Meslow disagrees with that sentiment. “He’s so stylistic that it actually helps you tap into your emotions,” he says. “What I admire about something like Romeo + Juliet is that his flourishes help you feel the high school emotions that are inherent to the story.”
So as the he said/he said over Luhrmann, Gatsby, and the value of all his glitz wends its circuitous way to no definitive answer, perhaps that very divisiveness should be celebrated. Whether Luhrmann is a good director or a bad director, he is, more important, a cultural conversation starter. Gatsby, like no other film this year, is an event. People are upset. People are dazzled. People are bantering about it, raving about it, and trashing it, all of which is to say they’re talking about it.

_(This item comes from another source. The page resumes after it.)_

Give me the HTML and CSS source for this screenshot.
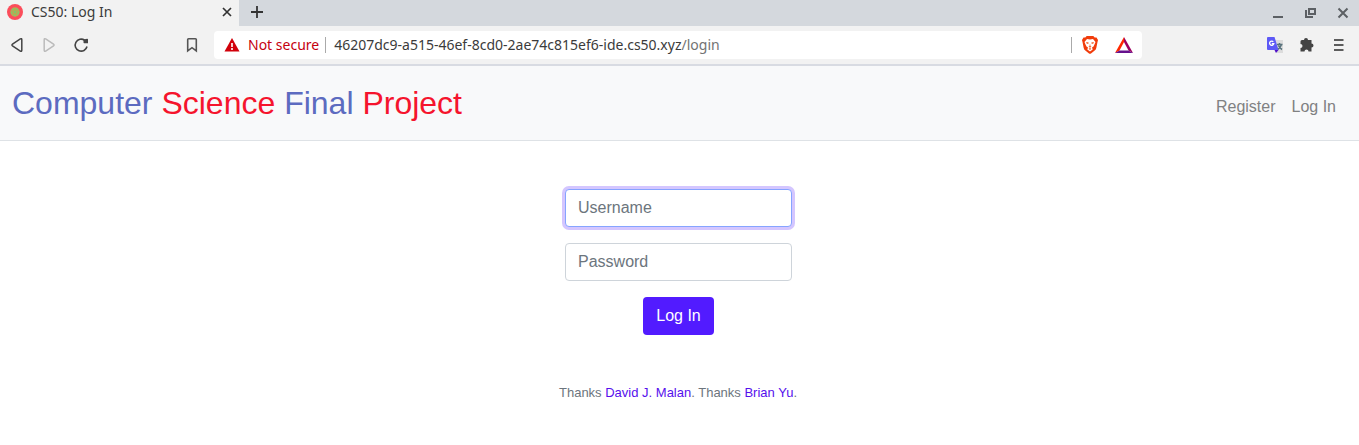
FILE: index.html
```html
<!DOCTYPE html>
<html lang="en">
<head>
<meta charset="utf-8">
<title>CS50: Log In</title>
<link rel="stylesheet" href="styles.css">
</head>
<body>
<div class="browser">
  <div class="tabstrip">
    <div class="tab">
      <svg class="favicon" width="16" height="16" viewBox="0 0 16 16"><circle cx="8" cy="8" r="8" fill="#fb4d5b"/><circle cx="8" cy="8" r="4.7" fill="#c5a34e"/><circle cx="8" cy="8" r="3.4" fill="none" stroke="#8bc268" stroke-width="1.6" stroke-dasharray="3 1"/><circle cx="8" cy="8" r="1.4" fill="#83c765"/></svg>
      <span class="tab-title">CS50: Log In</span>
      <button class="icon-button tab-close" aria-label="Close tab"><svg width="10" height="10" viewBox="0 0 10 10"><path d="M1 1l8 8M9 1l-8 8" stroke="#333" stroke-width="1.7"/></svg></button>
    </div>
    <button class="icon-button new-tab" aria-label="New tab"><svg width="12" height="12" viewBox="0 0 12 12"><path d="M6 0v12M0 6h12" stroke="#333" stroke-width="1.8"/></svg></button>
    <div class="window-controls">
      <button class="icon-button" aria-label="Minimize"><svg width="12" height="12" viewBox="0 0 12 12"><path d="M0 10h10" stroke="#5c6064" stroke-width="2"/></svg></button>
      <button class="icon-button" aria-label="Restore"><svg width="12" height="12" viewBox="0 0 12 12"><path d="M4 2h6v5H4zM2 4H1v6h6V9" fill="none" stroke="#5c6064" stroke-width="2"/></svg></button>
      <button class="icon-button" aria-label="Close window"><svg width="12" height="12" viewBox="0 0 12 12"><path d="M1.5 1.5l9 9M10.500 1.500l-9 9" stroke="#5c6064" stroke-width="2"/></svg></button>
    </div>
  </div>
  <div class="toolbar">
    <div class="navigation">
      <button class="icon-button" aria-label="Back"><svg width="16" height="16" viewBox="0 0 16 16"><path d="M11.300 1.900Q12.800 1.200 12.800 2.700V13.300Q12.800 14.800 11.300 14.100L3.500 8.800Q2.400 8 3.500 7.200Z" fill="none" stroke="#444" stroke-width="1.5"/></svg></button>
      <button class="icon-button" aria-label="Forward"><svg width="16" height="16" viewBox="0 0 16 16"><path d="M4.700 1.900Q3.200 1.200 3.200 2.700V13.300Q3.200 14.800 4.700 14.100L12.500 8.800Q13.600 8 12.500 7.200Z" fill="none" stroke="#bbb" stroke-width="1.5"/></svg></button>
      <button class="icon-button" aria-label="Reload"><svg width="16" height="16" viewBox="0 0 16 16"><path d="M11.700 3.300A6 6 0 1 0 14 9.500" fill="none" stroke="#444" stroke-width="1.6"/><path d="M10.500 2.500L14.200 1.800Q15 1.800 15 2.600V6.300H11.200Q10.500 6.300 10.500 5.500Z" fill="#444"/></svg></button>
    </div>
    <button class="icon-button" aria-label="Bookmark this page"><svg width="16" height="16" viewBox="0 0 16 16"><path d="M3.700 2.500Q3.700 1.700 4.500 1.700H11.500Q12.300 1.700 12.300 2.500V14L8 10.700L3.700 14Z" fill="none" stroke="#555" stroke-width="1.6"/></svg></button>
    <div class="address-bar">
      <svg class="warning" width="16" height="14" viewBox="0 0 16 14"><path d="M8 0L15.500 13.500H.5Z" fill="#d1000a"/><path d="M8 5v4M8 10v2" stroke="#fff" stroke-width="1.6"/></svg>
      <span class="not-secure">Not secure</span>
      <span class="divider"></span>
      <span class="url">46207dc9-a515-46ef-8cd0-2ae74c815ef6-ide.cs50.xyz<span class="path">/login</span></span>
      <span class="divider"></span>
      <button class="icon-button shield" aria-label="Brave shields"><svg width="16" height="18" viewBox="0 0 16 18"><path d="M4.700 0H11.300L12.700 1.500L14.500 1.600L16 4L15.500 6L14.300 12Q14 13.500 12.700 14.500L9 17.500Q8 18.200 7 17.500L3.300 14.500Q2 13.500 1.700 12L.5 6L0 4L1.500 1.600L3.300 1.500Z" fill="#f13c0b"/><path d="M5 3L8 3.600L11 3L13.500 6L12.700 8L11.500 10.500L10 11.400L10.700 13.400L8 15.400L5.300 13.400L6 11.400L4.500 10.500L3.300 8L2.500 6Z" fill="#fff"/><path d="M4.200 6L6.700 6.500L6.200 8L4.500 7.500ZM11.800 6L9.300 6.500L9.800 8L11.500 7.500ZM8 7.500L8.500 10L9.500 10.700L8 11.800L6.500 10.700L7.500 10ZM6.700 12.800L8 12.100L9.300 12.800L8 13.900Z" fill="#f1642f"/></svg></button>
      <button class="icon-button rewards" aria-label="Brave rewards"><svg width="18" height="16" viewBox="0 0 18 16"><path d="M9 0L0 16L4.500 13.500L9 5Z" fill="#ff2800"/><path d="M9 0L18 16L13.500 13.500L9 5Z" fill="#9e0060"/><path d="M0 16H18L13.500 13.500H4.500Z" fill="#65108c"/></svg></button>
    </div>
    <div class="extensions">
      <button class="icon-button" aria-label="Translate"><svg width="16" height="16" viewBox="0 0 16 16"><path d="M6 3H16V16H10Z" fill="#dcdcdc"/><path d="M10 7.500H15.500M12.500 6V7.500M14.500 7.500Q13.500 11 10.500 12.500M11.500 8.500Q12.500 11 15 12.500" fill="none" stroke="#58727c" stroke-width="1.5"/><path d="M0 1Q0 0 1 0H7.500L11.500 13H1Q0 13 0 12Z" fill="#5d59f6"/><path d="M7.500 13H11.500L9 16Z" fill="#5010c8"/><path d="M6.300 4.800A2.100 2.100 0 1 0 6.800 6.700H4.800" fill="none" stroke="#fff" stroke-width="1.3"/></svg></button>
      <button class="icon-button" aria-label="Extensions"><svg width="16" height="16" viewBox="0 0 16 16"><path d="M3 3H5A2 2 0 0 1 9 3H12.500V6.500A2 2 0 0 1 12.500 10.500V14.500H9.500A2 2 0 0 0 5.500 14.500H1.500V11A2 2 0 0 0 1.500 7V4.500Q1.500 3 3 3Z" fill="#444"/></svg></button>
      <button class="icon-button" aria-label="Menu"><svg width="16" height="16" viewBox="0 0 16 16"><path d="M3 3H12.500M3 8H12.500M3 13H12.500" stroke="#5c5c5c" stroke-width="1.800"/></svg></button>
    </div>
  </div>
</div>
<nav class="navbar">
  <a class="brand" href="#"><span class="blue">Computer</span> <span class="red">Science</span> <span class="blue">Final</span> <span class="red">Project</span></a>
  <div class="nav-links"><a href="#">Register</a><a href="#">Log In</a></div>
</nav>
<main class="main">
  <form class="login-form">
    <input class="form-control focused" type="text" placeholder="Username" aria-label="Username">
    <input class="form-control" type="password" placeholder="Password" aria-label="Password">
    <button class="submit" type="submit">Log In</button>
  </form>
</main>
<footer class="footer">Thanks <a href="#">David J. Malan</a>. Thanks <a href="#">Brian Yu</a>.</footer>
</body>
</html>
```
FILE: styles.css
```css
* { box-sizing: border-box; }
body {
  margin: 0;
  background: #fff;
  font: 16px/24px "Liberation Sans", Arial, sans-serif;
}
a { text-decoration: none; }
svg { display: block; flex: none; }
.browser {
  border-bottom: 2px solid #d8dbe2;
  background: #f2f2f2;
  color: #3b3b3b;
  font: 14px/20px "Noto Sans", sans-serif;
}
.icon-button {
  flex: none;
  padding: 0;
  border: 0;
  background: transparent;
}
.tabstrip {
  display: flex;
  align-items: center;
  height: 26px;
  background: #d4d8dd;
}
.tab {
  display: flex;
  align-items: center;
  gap: 8px;
  width: 239px;
  height: 26px;
  padding: 0 7px;
  background: #f2f2f2;
}
.favicon, .tab-title, .tab-close, .new-tab, .window-controls { margin-bottom: 2px; }
.tab-close { margin-left: auto; }
.new-tab { margin-left: 12px; }
.window-controls {
  display: flex;
  gap: 20px;
  margin-left: auto;
  padding-top: 1px;
  padding-right: 10px;
}
.toolbar {
  display: flex;
  align-items: center;
  height: 38px;
  padding-left: 9px;
}
.navigation {
  display: flex;
  gap: 16px;
  margin-right: 95px;
}
.address-bar {
  display: flex;
  flex: 1;
  align-items: center;
  height: 28px;
  margin-left: 14px;
  padding: 0 9px 0 10px;
  border-radius: 4px;
  background: #fff;
  white-space: nowrap;
}
.not-secure { margin: 0 6px 0 8px; color: #c5000f; }
.divider { width: 1px; height: 16px; background: #aaa; }
.url { flex: 1; margin-left: 8px; }
.path { color: #737373; }
.shield { margin-left: 10px; }
.rewards { margin-left: 17px; }
.extensions {
  display: flex;
  gap: 16px;
  margin-left: 125px;
  padding-right: 12px;
}
.navbar {
  display: flex;
  align-items: center;
  justify-content: space-between;
  padding: 13px 23px 13px 12px;
  border-bottom: 1px solid #dee2e6;
  background: #f8f9fa;
}
.brand { font-size: 32px; line-height: 48px; }
.blue { color: #5c6bc0; }
.red { color: #f5142d; }
.nav-links { display: flex; gap: 16px; padding-top: 8px; }
.nav-links a { color: #808182; }
.main { padding: 48px 2px 0 0; }
.login-form {
  display: flex;
  flex-direction: column;
  align-items: center;
  gap: 16px;
}
.form-control {
  width: 227px;
  height: 38px;
  padding: 6px 12px;
  border: 1px solid #ced4da;
  border-radius: 4px;
  outline: 0;
  font: inherit;
}
.form-control::placeholder { color: #6c757d; opacity: 1; }
.focused {
  border-color: #86a4ff;
  box-shadow: 0 0 0 3px #d4c6ff;
}
.submit {
  padding: 7px 13px;
  border: 0;
  border-radius: 4px;
  background: #521bff;
  color: #fff;
  font: inherit;
}
.footer {
  padding: 48px 3px 40px 0;
  color: #6c757d;
  font-size: 13px;
  line-height: 20px;
  text-align: center;
}
.footer a { color: #5610ed; }
```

“Luhrmann may be a victim of his success at being a publicist,” Meslow says, venturing that the breathless coverage of his soundtrack picks, casting decisions, and every second of teased footage plays into his status as Hollywood’s Most Divisive Director. “He seems to freely embrace the fact that he’s a polarizing director. Clearly he’s decided that this is his niche.”
His opulent, blaring, fantasia of a niche.